The answer to the second question is more complex. The FAB includes a reminder that “. . . the duty to enforce valid claims held by a trust has long been considered a trustee responsibility under common law.” The trustee is expected to “. . . use reasonable diligence to discover the location of the trust property and to take control of it without unnecessary delay.”
It is the DOL’s view that the fiduciary with the authority to appoint the plan’s trustee(s), i.e., the “appointing” or “named” fiduciary — generally the plan sponsor — must ensure that the obligation to collect contributions is appropriately assigned. The authority may be assigned to a trustee, unless the plan document expressly provides that the trustee will be a “directed trustee with respect to contributions,” or it may be delegated to an investment manager.
Assigning responsibility
Thus, FAB 2008-01 establishes an affirmative duty for the appointing fiduciary (often the plan sponsor) to assign responsibility for monitoring and collecting contributions. If that authority is not delegated, the appointing fiduciary is liable for plan losses resulting from the failure to collect contributions. As an additional incentive for plans to comply, the DOL states that if responsibility for monitoring and collecting contributions is not delegated, the appointed trustee or trustees(including a directed trustee)will be required to takeappropriate steps to monitor and collect contributions, even if a trust document says otherwise.
Liability may apply to fiduciaries who either actively participate in the breach of a co-fiduciary or who, by their action or inaction, enable the breach to occur.A fiduciary with knowledge of a breach by a co-fiduciary will only avoid liability by making “reasonable efforts to remedy the breach.”
In the event that the delinquent contributions are not deposited, the “DOL expects the trustee, or the appropriate party, to inform the DOL of this situation.”The DOL further stressed that under ERISA, plan documents cannot absolve a plan fiduciary from taking appropriate action to remedy the known breach of a co-fiduciary.
The DOL’s conclusion
“The responsibility for collecting contributions is a trustee responsibility. If a plan has two or more trustees, the duty may be allocated to a single trustee. A plan may also provide that a named fiduciary may direct a trustee as to this responsibility or may appoint an investment manager to take on this duty. To the extent the nature and scope of the trustee’s responsibilities are specifically limited in the plan documents or trust agreement, it is generally the responsibility of the named fiduciary with the authority to hire and monitor trustees to assure that all trustee responsibilities with respect to the management and control of the plan’s assets (including collecting delinquent contributions) have been properly assigned to a trustee or investment manager.”

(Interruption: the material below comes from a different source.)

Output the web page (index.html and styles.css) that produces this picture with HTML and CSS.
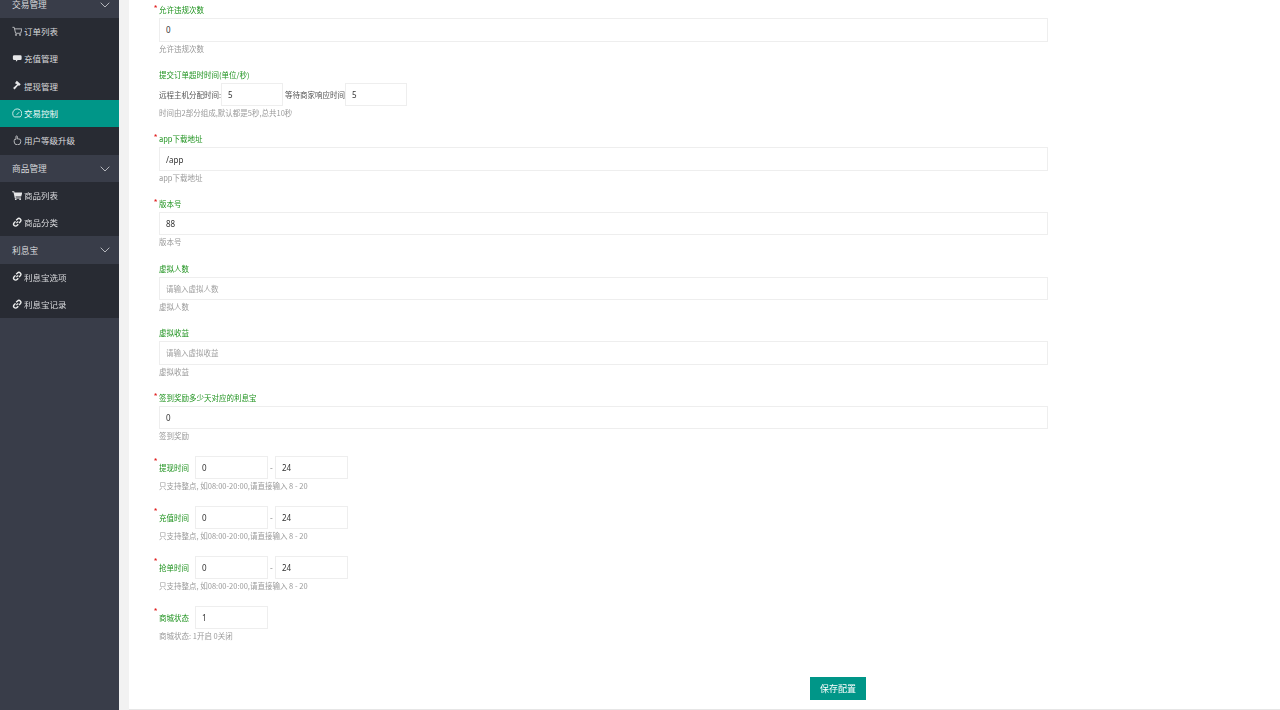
FILE: index.html
```html
<!DOCTYPE html>
<html lang="zh-CN">
<head>
<meta charset="utf-8">
<title>交易控制</title>
<link rel="stylesheet" href="styles.css">
</head>
<body>
<aside class="sidebar">
  <nav class="menu">
    <div class="group">交易管理<svg class="chev" viewBox="0 0 10 6"><path d="M.7.7 5 5 9.3.7"/></svg></div>
    <a class="item"><svg class="ico line" viewBox="0 0 12 12"><path d="M.5 1.500h2l1.600 6.800h5.800l1.400-5H3"/><circle cx="4.600" cy="10.200" r=".7"/><circle cx="9.200" cy="10.200" r=".7"/></svg>订单列表</a>
    <a class="item"><svg class="ico fill" viewBox="0 0 12 12"><path d="M2.500 2.500h7a1.500 1.500 0 0 1 1.500 1.500v2.500a1.500 1.500 0 0 1-1.500 1.500H6.500L4.500 10V8h-2A1.500 1.500 0 0 1 1 6.500V4a1.500 1.500 0 0 1 1.500-1.500z"/></svg>充值管理</a>
    <a class="item"><svg class="ico fill" viewBox="0 0 12 12"><path d="M5.500.8 10 4.800 8 6.800 7.100 6 3 10.800 1.200 9.200 5.700 5 4.800 4.200 4.500 4.500 3.500 3.500z"/></svg>提现管理</a>
    <a class="item on"><svg class="ico line" viewBox="0 0 12 12"><path d="M2.600 10.200a5.200 5.200 0 1 1 6.800 0z"/><path d="M5.300 7.800 8.200 4.800"/></svg>交易控制</a>
    <a class="item"><svg class="ico line" viewBox="0 0 12 12"><path d="M4.500 5V1.800a.8.800 0 0 1 1.600 0V4.500h1.600a2.200 2.200 0 0 1 2.300 2.200v1a3.500 3.500 0 0 1-3.500 3.500h-.5A3.500 3.500 0 0 1 2.500 8V6.500A1.500 1.500 0 0 1 4.500 5z"/></svg>用户等级升级</a>
    <div class="group">商品管理<svg class="chev" viewBox="0 0 10 6"><path d="M.7.7 5 5 9.300.7"/></svg></div>
    <a class="item"><svg class="ico fill" viewBox="0 0 12 12"><path d="M.2 1.500h2.300l.4 1.300H11.800L10.500 7.500H4.100l.2 1h6v1.100H3.300L1.700 2.600H.2z"/><circle cx="4.300" cy="10.700" r="1"/><circle cx="9.300" cy="10.700" r="1"/></svg>商品列表</a>
    <a class="item"><svg class="ico link" viewBox="0 0 12 12"><path d="M5 7 7 5M4.800 3.800 6.300 2.300a2.200 2.200 0 0 1 3.200 3.100L8 7M7.200 8.200 5.700 9.700a2.200 2.200 0 0 1-3.200-3.100L4 5"/></svg>商品分类</a>
    <div class="group">利息宝<svg class="chev" viewBox="0 0 10 6"><path d="M.7.7 5 5 9.300.7"/></svg></div>
    <a class="item"><svg class="ico link" viewBox="0 0 12 12"><path d="M5 7 7 5M4.800 3.800 6.300 2.300a2.200 2.200 0 0 1 3.200 3.100L8 7M7.200 8.200 5.700 9.700a2.200 2.200 0 0 1-3.200-3.100L4 5"/></svg>利息宝选项</a>
    <a class="item"><svg class="ico link" viewBox="0 0 12 12"><path d="M5 7 7 5M4.800 3.800 6.300 2.300a2.200 2.200 0 0 1 3.200 3.100L8 7M7.200 8.200 5.700 9.700a2.200 2.200 0 0 1-3.200-3.100L4 5"/></svg>利息宝记录</a>
  </nav>
</aside>
<main class="content">
  <form class="form">
    <div class="field">
      <label class="lbl req">允许违规次数</label>
      <input class="inp" value="0">
      <p class="help">允许违规次数</p>
    </div>
    <div class="field">
      <label class="lbl">提交订单超时时间(单位/秒)</label>
      <div class="row">
        <span class="txt">远程主机分配时间:</span><input class="inp n1" value="5">
        <span class="txt t2">等待商家响应时间</span><input class="inp n1" value="5">
      </div>
      <p class="help">时间由2部分组成,默认都是5秒,总共10秒</p>
    </div>
    <div class="field">
      <label class="lbl req">app下载地址</label>
      <input class="inp" value="/app">
      <p class="help">app下载地址</p>
    </div>
    <div class="field">
      <label class="lbl req">版本号</label>
      <input class="inp" value="88">
      <p class="help">版本号</p>
    </div>
    <div class="field">
      <label class="lbl">虚拟人数</label>
      <input class="inp" placeholder="请输入虚拟人数">
      <p class="help">虚拟人数</p>
    </div>
    <div class="field">
      <label class="lbl">虚拟收益</label>
      <input class="inp" placeholder="请输入虚拟收益">
      <p class="help">虚拟收益</p>
    </div>
    <div class="field last">
      <label class="lbl req">签到奖励多少天对应的利息宝</label>
      <input class="inp" value="0">
      <p class="help">签到奖励</p>
    </div>
    <div class="field inline">
      <div class="row">
        <label class="lbl req side">提现时间</label><input class="inp n2" value="0"><span class="dash">-</span><input class="inp n2" value="24">
      </div>
      <p class="help">只支持整点, 如08:00-20:00,请直接输入 8 - 20</p>
    </div>
    <div class="field inline">
      <div class="row">
        <label class="lbl req side">充值时间</label><input class="inp n2" value="0"><span class="dash">-</span><input class="inp n2" value="24">
      </div>
      <p class="help">只支持整点, 如08:00-20:00,请直接输入 8 - 20</p>
    </div>
    <div class="field inline">
      <div class="row">
        <label class="lbl req side">抢单时间</label><input class="inp n2" value="0"><span class="dash">-</span><input class="inp n2" value="24">
      </div>
      <p class="help">只支持整点, 如08:00-20:00,请直接输入 8 - 20</p>
    </div>
    <div class="field inline">
      <div class="row">
        <label class="lbl req side">商城状态</label><input class="inp n2" value="1">
      </div>
      <p class="help">商城状态: 1开启 0关闭</p>
    </div>
    <div class="actions"><button class="btn" type="button">保存配置</button></div>
  </form>
</main>
</body>
</html>
```
FILE: styles.css
```css
* { box-sizing: border-box; }
html, body { margin: 0; height: 710px; overflow: hidden; }
body {
  display: flex;
  background: #f2f2f2;
  font-family: "Noto Sans CJK SC", "Noto Sans", sans-serif;
}
.menu, .form { filter: blur(0.3px); }
.sidebar {
  width: 119px;
  height: 710px;
  flex: none;
  background: #393d49;
  overflow: hidden;
}
.menu { margin-top: -9.2px; }
.group, .item {
  display: flex;
  align-items: center;
  height: 27.3px;
  white-space: nowrap;
}
.group {
  padding: 1px 0 0 12px;
  font-size: 8.700px;
  color: #d8d9dc;
  background: #393d49;
  position: relative;
}
.item {
  padding: 0 0 1.500px 11.500px;
  font-size: 8.500px;
  color: #d8d9dc;
  background: #282b33;
}
.item.on { background: #009688; color: #f2faf9; }
.chev {
  position: absolute;
  left: 100px;
  top: 11px;
  width: 10px;
  height: 6px;
  fill: none;
  stroke: #b5b7bc;
  stroke-width: 1;
}
.ico { width: 10.500px; height: 10.500px; margin-right: 2px; flex: none; }
.ico.line { fill: none; stroke: #c8c9cc; stroke-width: 1; }
.ico.fill { fill: #e6e7e9; }
.ico.link { fill: none; stroke: #eceded; stroke-width: 1.600; }
.item.on .ico.line { stroke: #e8f5f3; }

.content {
  margin-left: 10px;
  flex: 1;
  height: 710px;
  background: #fff;
  border-bottom: 1px solid #e6e6e6;
  overflow: hidden;
}
.form { padding: 4.300px 0 0 30px; }
.field { margin-bottom: 14.300px; }
.field.last { margin-bottom: 13.900px; }
.field.inline { margin-bottom: 13.700px; }
.lbl {
  display: block;
  height: 12px;
  line-height: 12px;
  margin-bottom: 2px;
  font-size: 7.500px;
  color: #1f931f;
  position: relative;
  white-space: nowrap;
}
.lbl.req::before {
  content: "*";
  position: absolute;
  left: -5.500px;
  top: 0;
  color: #e02020;
  font-size: 9px;
  line-height: 9px;
}
.lbl.side {
  width: 36px;
  flex: none;
  margin: 0;
  height: 23.300px;
  line-height: 24px;
}
.lbl.side::before { top: 1px; }
.inp {
  display: block;
  width: 889px;
  height: 23.300px;
  padding: 0 6px;
  border: 1px solid #eee;
  background: #fff;
  outline: none;
  font: 8px "Noto Sans", "Noto Sans CJK SC", sans-serif;
  color: #333;
}
.inp::placeholder { color: #a0a0a0; font-size: 7.500px; }
.inp.n1 { width: 62px; }
.inp.n2 { width: 73px; }
.row { display: flex; align-items: center; }
.txt { font-size: 7.500px; color: #555; white-space: nowrap; width: 62px; }
.txt.t2 { padding-left: 2px; }
.dash { width: 7px; text-align: center; font-size: 8px; color: #777; }
.help {
  margin: 1px 0 0;
  height: 12px;
  line-height: 12px;
  font-size: 7.500px;
  color: #999;
  white-space: nowrap;
}
.actions {
  margin-top: 34.700px;
  margin-left: 651px;
}
.btn {
  display: block;
  width: 56px;
  height: 23px;
  padding: 0;
  border: 0;
  background: #009688;
  color: #fff;
  font: 9px "Noto Sans CJK SC", sans-serif;
}
```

In other words, the onus is on the named fiduciary (often the plan sponsor) to ensure that someone is assigned the duty of collecting contributions.
Unanswered questions
FAB 2008-01 assumes a situation where the trustee and investment manager are a corporate entity. However, it is not clear how the above guidelines should be applied to a self-trusteed plan. In this situation, who would be appointed to monitor contributions and collections? Indeed, who would want to take on this responsibility and potential liability?
How does this FAB help?
This FAB helps protect participants whose deferrals have been deducted from their pay but not deposited into the plan by requiring plan trustees to remind the plan sponsor to deposit late deferrals. It also requires the trustees to inform the plan sponsor of their responsibility to notify the DOL if deposits are not made. This often provides the necessary incentive. (Note: When deferrals are deposited late, there is also interest due.) This FAB also applies to other plan contributions.
Ongoing audits
The DOL has stated that an overwhelming number of filings in its Voluntary Fiduciary Compliance Program (VFCP) involve the late deposits. Hopefully, a future modification to the VFCP program will include de minimis criteria to provide a self-correction method.
Audit efforts by the DOL continue to find delinquent deposits. In addition, the DOL is reviewing plan documents for language that relieves the trustee of responsibility for collecting contributions. In such cases, the DOL may seek a plan amendment.